> [Material provided]
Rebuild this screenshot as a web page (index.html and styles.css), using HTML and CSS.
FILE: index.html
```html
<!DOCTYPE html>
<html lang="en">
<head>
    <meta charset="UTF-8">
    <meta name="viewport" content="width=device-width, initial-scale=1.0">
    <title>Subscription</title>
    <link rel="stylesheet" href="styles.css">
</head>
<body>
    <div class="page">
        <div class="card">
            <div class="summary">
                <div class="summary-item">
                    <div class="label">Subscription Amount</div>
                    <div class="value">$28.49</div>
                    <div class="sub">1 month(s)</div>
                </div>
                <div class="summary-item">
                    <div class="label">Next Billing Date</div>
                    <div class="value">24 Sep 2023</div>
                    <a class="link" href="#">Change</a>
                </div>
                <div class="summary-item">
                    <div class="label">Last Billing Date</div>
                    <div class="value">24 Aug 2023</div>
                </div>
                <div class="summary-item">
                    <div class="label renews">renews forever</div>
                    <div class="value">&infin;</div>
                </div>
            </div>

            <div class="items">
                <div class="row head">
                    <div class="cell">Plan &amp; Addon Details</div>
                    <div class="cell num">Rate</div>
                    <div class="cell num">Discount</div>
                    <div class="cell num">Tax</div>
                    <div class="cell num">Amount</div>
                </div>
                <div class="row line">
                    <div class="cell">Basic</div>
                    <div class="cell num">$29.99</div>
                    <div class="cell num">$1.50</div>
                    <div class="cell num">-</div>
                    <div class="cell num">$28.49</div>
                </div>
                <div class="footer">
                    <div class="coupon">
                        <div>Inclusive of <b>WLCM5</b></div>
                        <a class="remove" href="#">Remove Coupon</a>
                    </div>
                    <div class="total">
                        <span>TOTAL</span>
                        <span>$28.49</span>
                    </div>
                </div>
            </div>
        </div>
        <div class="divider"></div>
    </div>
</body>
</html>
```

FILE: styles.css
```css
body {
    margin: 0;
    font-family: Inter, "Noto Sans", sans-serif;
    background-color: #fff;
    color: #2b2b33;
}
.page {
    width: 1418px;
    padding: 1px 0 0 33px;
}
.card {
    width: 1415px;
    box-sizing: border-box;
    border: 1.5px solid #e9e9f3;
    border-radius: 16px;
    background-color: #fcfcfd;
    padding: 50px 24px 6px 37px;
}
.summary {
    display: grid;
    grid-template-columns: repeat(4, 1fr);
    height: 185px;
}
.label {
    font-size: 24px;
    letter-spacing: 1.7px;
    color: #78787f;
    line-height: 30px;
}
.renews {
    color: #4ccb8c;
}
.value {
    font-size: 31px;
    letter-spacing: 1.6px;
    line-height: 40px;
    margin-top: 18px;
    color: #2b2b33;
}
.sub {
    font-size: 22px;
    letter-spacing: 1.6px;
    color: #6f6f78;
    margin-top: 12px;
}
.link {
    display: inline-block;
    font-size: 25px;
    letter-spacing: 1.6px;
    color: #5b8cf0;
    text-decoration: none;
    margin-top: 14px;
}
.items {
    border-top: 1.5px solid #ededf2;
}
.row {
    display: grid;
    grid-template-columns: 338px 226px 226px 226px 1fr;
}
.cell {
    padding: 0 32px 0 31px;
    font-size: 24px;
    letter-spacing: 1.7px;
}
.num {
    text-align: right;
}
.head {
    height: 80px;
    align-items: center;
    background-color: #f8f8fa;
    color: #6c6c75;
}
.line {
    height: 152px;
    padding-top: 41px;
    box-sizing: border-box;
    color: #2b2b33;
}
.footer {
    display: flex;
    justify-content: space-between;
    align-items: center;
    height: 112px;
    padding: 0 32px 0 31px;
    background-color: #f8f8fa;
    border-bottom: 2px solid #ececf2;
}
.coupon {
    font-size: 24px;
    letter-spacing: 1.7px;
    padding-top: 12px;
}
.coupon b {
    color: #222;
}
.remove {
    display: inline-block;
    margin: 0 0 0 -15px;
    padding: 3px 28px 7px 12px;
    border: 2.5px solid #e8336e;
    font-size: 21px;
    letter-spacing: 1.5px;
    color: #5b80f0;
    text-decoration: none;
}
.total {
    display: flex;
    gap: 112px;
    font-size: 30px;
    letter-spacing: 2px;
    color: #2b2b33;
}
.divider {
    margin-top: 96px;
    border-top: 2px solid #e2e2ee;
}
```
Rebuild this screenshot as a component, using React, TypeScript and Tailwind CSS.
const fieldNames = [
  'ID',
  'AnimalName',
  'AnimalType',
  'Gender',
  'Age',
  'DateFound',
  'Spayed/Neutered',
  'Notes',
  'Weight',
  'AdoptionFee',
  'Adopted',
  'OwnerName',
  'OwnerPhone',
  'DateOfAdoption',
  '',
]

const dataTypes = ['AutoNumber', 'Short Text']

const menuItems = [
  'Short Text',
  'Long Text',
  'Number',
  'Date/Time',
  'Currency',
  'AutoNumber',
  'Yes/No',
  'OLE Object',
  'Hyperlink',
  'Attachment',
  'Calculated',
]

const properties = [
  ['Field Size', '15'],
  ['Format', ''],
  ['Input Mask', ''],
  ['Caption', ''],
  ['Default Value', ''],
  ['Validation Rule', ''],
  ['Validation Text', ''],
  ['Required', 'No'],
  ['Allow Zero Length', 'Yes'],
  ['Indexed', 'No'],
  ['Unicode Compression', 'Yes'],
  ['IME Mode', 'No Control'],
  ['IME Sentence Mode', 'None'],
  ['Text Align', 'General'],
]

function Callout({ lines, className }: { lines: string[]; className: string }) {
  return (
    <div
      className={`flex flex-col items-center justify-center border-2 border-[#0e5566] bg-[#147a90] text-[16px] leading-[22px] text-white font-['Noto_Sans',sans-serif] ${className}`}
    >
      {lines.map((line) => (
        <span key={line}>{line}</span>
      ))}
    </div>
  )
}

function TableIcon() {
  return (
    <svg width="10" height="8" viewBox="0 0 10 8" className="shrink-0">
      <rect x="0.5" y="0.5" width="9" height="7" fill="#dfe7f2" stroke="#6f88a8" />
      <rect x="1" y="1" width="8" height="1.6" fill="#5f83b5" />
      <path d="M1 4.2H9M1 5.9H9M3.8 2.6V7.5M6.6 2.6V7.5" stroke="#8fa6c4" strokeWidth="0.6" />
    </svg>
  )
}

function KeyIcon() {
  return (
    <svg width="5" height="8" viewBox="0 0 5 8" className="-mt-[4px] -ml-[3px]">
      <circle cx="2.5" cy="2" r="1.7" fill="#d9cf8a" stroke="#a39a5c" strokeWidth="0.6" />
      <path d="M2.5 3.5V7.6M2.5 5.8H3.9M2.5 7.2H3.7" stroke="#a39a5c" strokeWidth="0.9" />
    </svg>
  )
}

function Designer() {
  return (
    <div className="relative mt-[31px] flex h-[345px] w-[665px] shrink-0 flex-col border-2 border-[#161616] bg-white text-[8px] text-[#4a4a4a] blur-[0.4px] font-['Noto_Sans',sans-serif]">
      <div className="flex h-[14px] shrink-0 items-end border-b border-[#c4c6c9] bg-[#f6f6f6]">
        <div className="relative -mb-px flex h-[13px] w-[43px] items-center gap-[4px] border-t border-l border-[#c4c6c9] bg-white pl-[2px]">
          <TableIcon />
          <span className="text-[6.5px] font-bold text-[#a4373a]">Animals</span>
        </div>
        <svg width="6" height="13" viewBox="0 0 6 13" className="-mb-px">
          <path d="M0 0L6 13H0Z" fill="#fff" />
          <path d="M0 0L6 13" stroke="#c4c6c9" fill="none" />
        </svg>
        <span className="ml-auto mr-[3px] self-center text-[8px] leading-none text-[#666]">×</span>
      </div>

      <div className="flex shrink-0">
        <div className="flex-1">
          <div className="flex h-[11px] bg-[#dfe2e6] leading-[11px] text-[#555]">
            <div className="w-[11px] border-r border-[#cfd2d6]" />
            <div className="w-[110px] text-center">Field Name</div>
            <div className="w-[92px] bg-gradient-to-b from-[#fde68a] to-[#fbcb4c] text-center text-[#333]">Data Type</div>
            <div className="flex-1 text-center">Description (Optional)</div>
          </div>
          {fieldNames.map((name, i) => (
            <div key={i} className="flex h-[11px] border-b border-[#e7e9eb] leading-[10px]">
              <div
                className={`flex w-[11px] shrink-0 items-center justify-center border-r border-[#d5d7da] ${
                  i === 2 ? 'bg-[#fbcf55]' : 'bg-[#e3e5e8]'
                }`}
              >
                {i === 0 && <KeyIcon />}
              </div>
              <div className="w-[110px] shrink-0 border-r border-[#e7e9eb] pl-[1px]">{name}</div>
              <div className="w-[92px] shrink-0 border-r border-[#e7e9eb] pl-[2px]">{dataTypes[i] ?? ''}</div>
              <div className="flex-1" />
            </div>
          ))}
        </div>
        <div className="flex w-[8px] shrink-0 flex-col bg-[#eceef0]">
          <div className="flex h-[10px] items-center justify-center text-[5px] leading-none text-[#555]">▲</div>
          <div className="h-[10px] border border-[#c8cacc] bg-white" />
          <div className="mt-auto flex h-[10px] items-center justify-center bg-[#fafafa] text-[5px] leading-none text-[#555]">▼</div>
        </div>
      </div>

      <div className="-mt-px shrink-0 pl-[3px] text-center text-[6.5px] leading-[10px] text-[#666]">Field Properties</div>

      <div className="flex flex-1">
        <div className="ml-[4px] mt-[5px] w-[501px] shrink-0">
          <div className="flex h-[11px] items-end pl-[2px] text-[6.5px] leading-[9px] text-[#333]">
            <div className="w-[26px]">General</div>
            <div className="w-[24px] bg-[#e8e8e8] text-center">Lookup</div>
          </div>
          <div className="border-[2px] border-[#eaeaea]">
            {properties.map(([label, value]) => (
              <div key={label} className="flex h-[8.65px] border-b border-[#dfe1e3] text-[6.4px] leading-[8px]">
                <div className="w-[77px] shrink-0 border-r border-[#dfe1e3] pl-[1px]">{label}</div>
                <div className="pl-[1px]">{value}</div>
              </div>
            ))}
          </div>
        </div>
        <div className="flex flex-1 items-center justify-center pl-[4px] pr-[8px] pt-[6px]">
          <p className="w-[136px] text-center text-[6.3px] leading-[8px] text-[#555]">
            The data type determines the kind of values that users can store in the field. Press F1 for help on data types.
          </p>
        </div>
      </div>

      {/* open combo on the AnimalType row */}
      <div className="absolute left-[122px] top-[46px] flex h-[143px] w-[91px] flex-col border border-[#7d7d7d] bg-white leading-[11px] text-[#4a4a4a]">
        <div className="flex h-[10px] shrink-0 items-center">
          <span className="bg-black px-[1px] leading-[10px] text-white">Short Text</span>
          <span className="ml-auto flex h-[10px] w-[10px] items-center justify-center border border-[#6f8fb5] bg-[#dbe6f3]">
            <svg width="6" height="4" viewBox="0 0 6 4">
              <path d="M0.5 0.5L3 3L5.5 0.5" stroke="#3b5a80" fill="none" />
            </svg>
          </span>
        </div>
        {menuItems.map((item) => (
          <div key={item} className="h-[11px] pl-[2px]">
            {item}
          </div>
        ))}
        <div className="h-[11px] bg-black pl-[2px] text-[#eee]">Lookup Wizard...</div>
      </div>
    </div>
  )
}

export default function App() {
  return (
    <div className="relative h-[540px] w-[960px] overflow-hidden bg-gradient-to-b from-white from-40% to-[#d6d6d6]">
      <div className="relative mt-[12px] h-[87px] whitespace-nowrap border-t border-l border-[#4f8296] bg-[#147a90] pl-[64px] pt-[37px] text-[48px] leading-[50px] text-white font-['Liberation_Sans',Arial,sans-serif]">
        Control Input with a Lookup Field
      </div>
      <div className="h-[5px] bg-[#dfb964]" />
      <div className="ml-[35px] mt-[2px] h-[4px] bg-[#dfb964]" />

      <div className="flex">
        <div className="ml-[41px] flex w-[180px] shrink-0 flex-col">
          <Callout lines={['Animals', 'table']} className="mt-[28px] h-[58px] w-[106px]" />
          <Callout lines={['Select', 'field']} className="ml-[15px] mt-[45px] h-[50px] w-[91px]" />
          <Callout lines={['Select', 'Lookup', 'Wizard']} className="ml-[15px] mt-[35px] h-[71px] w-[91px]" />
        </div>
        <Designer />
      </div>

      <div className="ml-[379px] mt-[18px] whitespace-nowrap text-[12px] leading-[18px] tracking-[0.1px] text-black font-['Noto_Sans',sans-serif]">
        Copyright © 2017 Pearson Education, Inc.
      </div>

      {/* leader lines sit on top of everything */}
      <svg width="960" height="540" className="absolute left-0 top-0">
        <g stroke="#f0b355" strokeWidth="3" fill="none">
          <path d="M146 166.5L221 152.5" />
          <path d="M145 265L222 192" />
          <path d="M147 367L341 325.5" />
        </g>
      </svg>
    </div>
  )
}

> [Required work]
Check each line of the data above for the word "Rebuild" and say how many lines have it. Give the number alone.

> [Exercise result]
2